An unpopular opinion: I don’t relate or particularly like the term “rainbow baby”.
For many it’s a beloved title. For me, it doesn’t sit well. It never has. No matter how much I’ve tried to embrace it.
Maybe because it brings up pain and loss, and circumstances out of my control. Maybe because it reminds me of a child I’ll never hold or kiss. A child lost, so soon after it was found.
I’ve tried to understand my belly ache from the word. To some, it’s a beautiful title. To me, it sounds like deep responsibility. I have three beautiful children. Three precious blessings. But when I answer questions at the doctors office, it’s four pregnancies that I acknowledge and honor. Something most people don’t know.
Between my firstborn and my second born, there was another. A beautiful, unplanned, surprise baby. A baby that successfully entered the second trimester. A baby suddenly gone before the third. A baby born in a way that I’d never describe to anyone because the details would haunt you, and the gore and pain would send me back to relive that unexpected and debilitating moment. A baby lost, but still loved and wanted.

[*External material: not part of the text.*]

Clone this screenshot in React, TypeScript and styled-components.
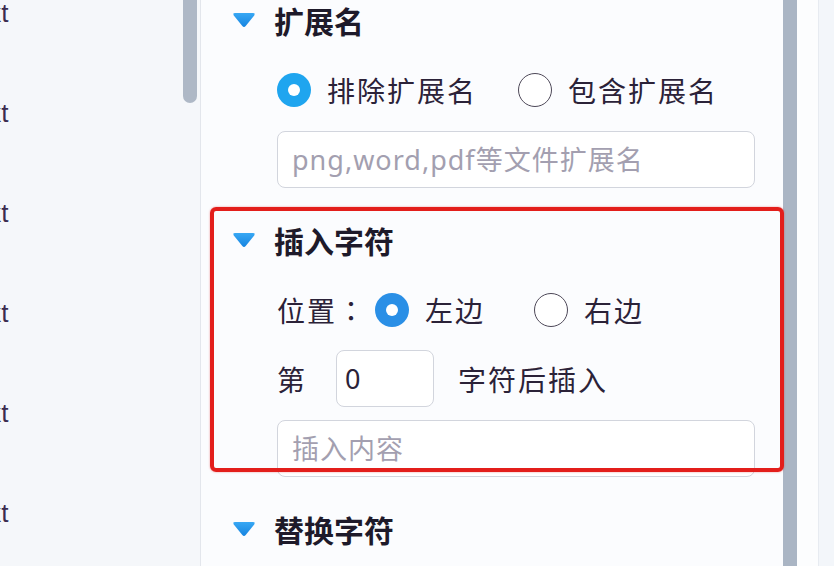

Later, when I became pregnant with my son, people would refer to him as a rainbow baby. It felt wrong. It felt like he was born with a purpose other than his own. A purpose to cover pain and heal hardships, ones he was never meant to know or endure.
He wasn’t a rainbow baby. He was a miracle. Just like every baby that was created within my womb. Each one unique in their own way. Each one loved beautifully, yet different.
He wasn’t a rainbow baby. He was my baby. Born out of love and longing. Born, not in replace of something else, but beside something else. Not to heal or comfort, but to allow my love to be used and given.
I don’t have a rainbow baby. I simply have babies. Four to be exact. One that soars beyond the clouds and three that make me feel like I’m soaring beyond the clouds.
I don’t have a rainbow baby. Some do, and that is a beautiful gift.
For me, I don’t need a rainbow baby, because each one of my children is a light, mighty and bold, no relation to what came before or after their arrival.